Cash flow forecasting and working capital Why is cash important? Cash –  is a liquid asset immediately available for the business to use and spend . If a firm doesn’t have any cash to pay its workers, suppliers, landlord and government, the business could go into  liquidation – selling everything it owns to pay its debts. Problems for the business if it has too little cash Can’t pay employees and suppliers Production of goods stops  Liquidation (business stops and sells assets to pay debts)

Cash flow forecasting and working capital Cash Flow The  cash flow  of a businesses is its cash inflows   and cash outflows over a period of time. Cash inflows  are the sums of money received by the business over a period of time.

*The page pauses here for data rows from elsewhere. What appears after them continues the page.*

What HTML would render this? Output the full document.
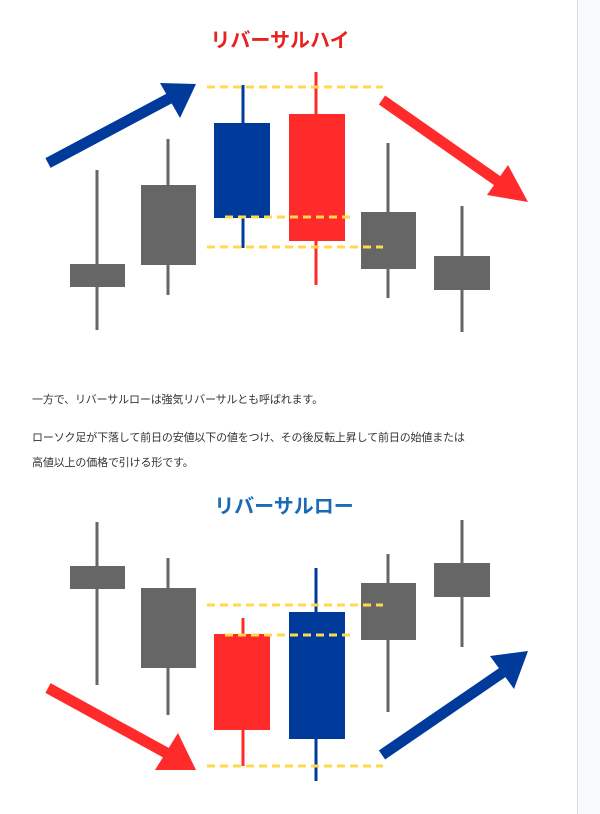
<!DOCTYPE html>
<html><head><meta charset="utf-8"><style>
body{margin:0;width:600px;height:814px;background:#fff;position:relative;overflow:hidden;font-family:"Liberation Sans","Noto Sans CJK JP",sans-serif}
.sb{position:absolute;left:577px;top:0;width:23px;height:814px;background:#f8f9fb;border-left:1px solid #ddd}
.t{position:absolute;left:32px;font-size:11px;letter-spacing:-0.15px;color:#333;white-space:nowrap}
svg{position:absolute;left:0;top:0}
</style></head><body>
<svg width="577" height="814" viewBox="0 0 577 814" font-family="Liberation Sans, Noto Sans CJK JP, sans-serif">
<text x="280" y="47" text-anchor="middle" font-size="20" font-weight="bold" fill="#e8231f">リバーサルハイ</text>
<g stroke="#666" stroke-width="3"><line x1="97" y1="170" x2="97" y2="330"/><line x1="168" y1="139" x2="168" y2="295"/><line x1="388" y1="143" x2="388" y2="298"/><line x1="462" y1="206" x2="462" y2="332"/></g>
<line x1="243" y1="85" x2="243" y2="248" stroke="#003a9b" stroke-width="3"/>
<line x1="316" y1="72" x2="316" y2="285" stroke="#ff2a2a" stroke-width="3"/>
<g fill="#666"><rect x="70" y="264" width="55" height="23"/><rect x="141" y="185" width="55" height="80"/><rect x="361" y="212" width="55" height="57"/><rect x="434" y="256" width="56" height="34"/></g>
<rect x="214" y="123" width="56" height="95" fill="#003a9b"/>
<rect x="289" y="114" width="56" height="127" fill="#ff2a2a"/>
<g stroke="#ffd84d" stroke-width="3" stroke-dasharray="8,5"><line x1="207" y1="87" x2="383" y2="87"/><line x1="225" y1="217" x2="355" y2="217"/><line x1="207" y1="247" x2="383" y2="247"/></g>
<line x1="48" y1="163" x2="172" y2="97" stroke="#003a9b" stroke-width="11"/>
<polygon points="160,83 196,84 180,118" fill="#003a9b"/>
<line x1="382" y1="100" x2="502" y2="184" stroke="#ff2a2a" stroke-width="11"/>
<polygon points="508,165 528,202 487,195" fill="#ff2a2a"/>

<text x="284" y="513" text-anchor="middle" font-size="20" font-weight="bold" fill="#1a6bb5">リバーサルロー</text>
<g stroke="#666" stroke-width="3"><line x1="97" y1="522" x2="97" y2="685"/><line x1="168" y1="558" x2="168" y2="715"/><line x1="388" y1="554" x2="388" y2="712"/><line x1="462" y1="520" x2="462" y2="647"/></g>
<line x1="243" y1="618" x2="243" y2="766" stroke="#ff2a2a" stroke-width="3"/>
<line x1="316" y1="568" x2="316" y2="781" stroke="#003a9b" stroke-width="3"/>
<g fill="#666"><rect x="70" y="566" width="55" height="23"/><rect x="141" y="588" width="55" height="80"/><rect x="361" y="583" width="55" height="57"/><rect x="434" y="563" width="56" height="34"/></g>
<rect x="214" y="634" width="56" height="96" fill="#ff2a2a"/>
<rect x="289" y="612" width="56" height="127" fill="#003a9b"/>
<g stroke="#ffd84d" stroke-width="3" stroke-dasharray="8,5"><line x1="207" y1="605" x2="383" y2="605"/><line x1="225" y1="635" x2="355" y2="635"/><line x1="207" y1="766" x2="383" y2="766"/></g>
<line x1="48" y1="688" x2="172" y2="756" stroke="#ff2a2a" stroke-width="11"/>
<polygon points="178,733 196,770 155,770" fill="#ff2a2a"/>
<line x1="382" y1="755" x2="506" y2="670" stroke="#003a9b" stroke-width="11"/>
<polygon points="490,656 528,651 514,689" fill="#003a9b"/>
</svg>
<div class="t" style="top:391px">一方で、リバーサルローは強気リバーサルとも呼ばれます。</div>
<div class="t" style="top:429px">ローソク足が下落して前日の安値以下の値をつけ、その後反転上昇して前日の始値または</div>
<div class="t" style="top:454px">高値以上の価格で引ける形です。</div>
<div class="sb"></div>
</body></html>
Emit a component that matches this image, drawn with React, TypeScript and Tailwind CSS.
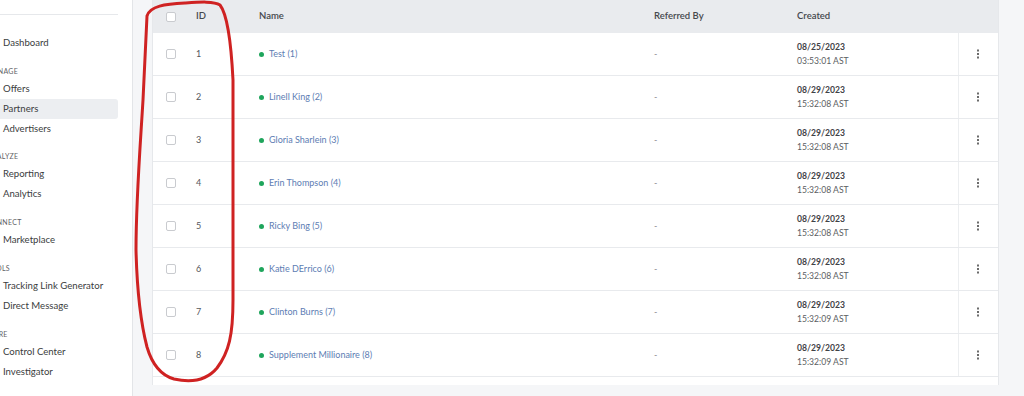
import React from 'react';

type Row = { id: number; name: string; date: string; time: string };

const rows: Row[] = [
  { id: 1, name: 'Test (1)', date: '08/25/2023', time: '03:53:01 AST' },
  { id: 2, name: 'Linell King (2)', date: '08/29/2023', time: '15:32:08 AST' },
  { id: 3, name: 'Gloria Sharlein (3)', date: '08/29/2023', time: '15:32:08 AST' },
  { id: 4, name: 'Erin Thompson (4)', date: '08/29/2023', time: '15:32:08 AST' },
  { id: 5, name: 'Ricky Bing (5)', date: '08/29/2023', time: '15:32:08 AST' },
  { id: 6, name: 'Katie DErrico (6)', date: '08/29/2023', time: '15:32:08 AST' },
  { id: 7, name: 'Clinton Burns (7)', date: '08/29/2023', time: '15:32:09 AST' },
  { id: 8, name: 'Supplement Millionaire (8)', date: '08/29/2023', time: '15:32:09 AST' },
];

const sections = [
  { label: 'Manage', items: ['Offers', 'Partners', 'Advertisers'] },
  { label: 'Analyze', items: ['Reporting', 'Analytics'] },
  { label: 'Connect', items: ['Marketplace'] },
  { label: 'Tools', items: ['Tracking Link Generator', 'Direct Message'] },
  { label: 'More', items: ['Control Center', 'Investigator'] },
];

const cols = 'grid grid-cols-[43px_63px_395px_143px_161px_42px]';

const Checkbox = () => (
  <div className="w-[10px] h-[10px] rounded-[2px] border border-[#c9cbcf] bg-white" />
);

const Dots = () => (
  <svg width="4" height="10" viewBox="0 0 4 10" className="text-[#6b6b6b]">
    <rect x="1" y="0.5" width="2" height="2" fill="currentColor" />
    <rect x="1" y="4" width="2" height="2" fill="currentColor" />
    <rect x="1" y="7.5" width="2" height="2" fill="currentColor" />
  </svg>
);

const NavItem = ({ text, active }: { text: string; active?: boolean }) => (
  <div
    className={`h-[20px] flex items-center pl-[3px] text-[9.6px] text-[#3b3d40] rounded-r-[3px] ${
      active ? 'bg-[#eceef1]' : ''
    }`}
  >
    {text}
  </div>
);

export default function App() {
  return (
    <div
      className="relative w-[1024px] h-[396px] overflow-hidden flex bg-[#f5f6f8]"
      style={{ fontFamily: 'Lato, "Open Sans", sans-serif' }}
    >
      {/* Sidebar */}
      <aside className="w-[133px] shrink-0 bg-white border-r border-[#e3e5e8] overflow-hidden">
        <div className="w-[118px]">
          <div className="h-[15px] border-b border-[#e6e8eb]" />
          <div className="mt-[18px]">
            <NavItem text="Dashboard" />
          </div>
          {sections.map((s, i) => (
            <div key={s.label}>
              <div
                className={`${i === 1 ? 'mt-[12px]' : 'mt-[13px]'} mb-[3px] h-[10px] flex items-center ml-[-14px] text-[7px] uppercase tracking-[0.04em] text-[#5f6266]`}
              >
                {s.label}
              </div>
              {s.items.map((it) => (
                <NavItem key={it} text={it} active={it === 'Partners'} />
              ))}
            </div>
          ))}
        </div>
      </aside>

      {/* Main */}
      <main className="flex-1 pl-[19px] pr-[25px]">
        <div className="w-[847px] h-[385px] bg-white border-x border-[#e6e8eb]">
          <div className={`${cols} h-[33px] items-center bg-[#e9ebee] text-[9.5px] font-semibold text-[#45484c]`}>
            <div className="pl-[13px]">
              <Checkbox />
            </div>
            <div className="pl-[-1px]">ID</div>
            <div>Name</div>
            <div>Referred By</div>
            <div>Created</div>
            <div />
          </div>
          {rows.map((r) => (
            <div key={r.id} className={`${cols} h-[43px] items-center border-b border-[#e8eaed] text-[9px]`}>
              <div className="pl-[13px]">
                <Checkbox />
              </div>
              <div className="text-[#55585c]">{r.id}</div>
              <div className="flex items-center gap-[5px]">
                <span className="w-[5px] h-[5px] rounded-full bg-[#1fa55c]" />
                <span className="text-[#5d7db3]">{r.name}</span>
              </div>
              <div className="text-[#8a8d91]">-</div>
              <div className="leading-[14px] text-[8.6px]">
                <div className="font-bold text-[#3f4246]">{r.date}</div>
                <div className="text-[#5b5e62]">{r.time}</div>
              </div>
              <div className="h-full flex items-center justify-center pr-[3px] border-l border-[#eceef0]">
                <Dots />
              </div>
            </div>
          ))}
        </div>
      </main>

      {/* Hand-drawn annotation */}
      <svg
        className="absolute inset-0 pointer-events-none"
        width="1024"
        height="396"
        viewBox="0 0 1024 396"
      >
        <path
          d="M147,16 C150,6 165,4 185,3 C200,2 214,1 220,5 C227,14 231,40 233,80 L233,300 C233,335 229,352 217,368 C207,380 192,383 174,379 C160,375 152,364 147,347 C140,320 137,290 136,250 C136,200 140,150 143,100 C145,60 146,35 147,16"
          fill="none"
          stroke="#cf2222"
          strokeWidth="3"
          strokeLinecap="round"
          strokeLinejoin="round"
        />
      </svg>
    </div>
  );
}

E.g.: sales revenue from sale of products receipt from  trade receivables – trade receivables are customers who have already purchased goods from the business but didn’t pay for them at that time money borrowed from external sources, like loans the money from the sale of business assets investors putting more money into the business

Cash flow forecasting and working capital Cash outflows  are the sums of money paid out by the business over a period of time. Eg : purchasing goods and materials for cash paying wages, salaries and other expenses in cash purchasing non current assets repaying loans (cash is going out of the business) by paying trade payables of the business-  trade payables  are suppliers who supplied items to the business but were not paid at the time of supply .

Cash flow forecasting and working capital

Cash flow forecasting and working capital Cash flow is not the same as profit!  Profit is the surplus amount after total costs have been deducted from sales revenue. It includes all income and payments incurred in the year, whether already received or paid or to not yet received or paid respectfully. In a cash flow, only those elements paid or recived by cash are considered . Cash flow forecast   – Estimate of future cash inflows & outflows of the business and shows expected balance at the end of each month/period of time.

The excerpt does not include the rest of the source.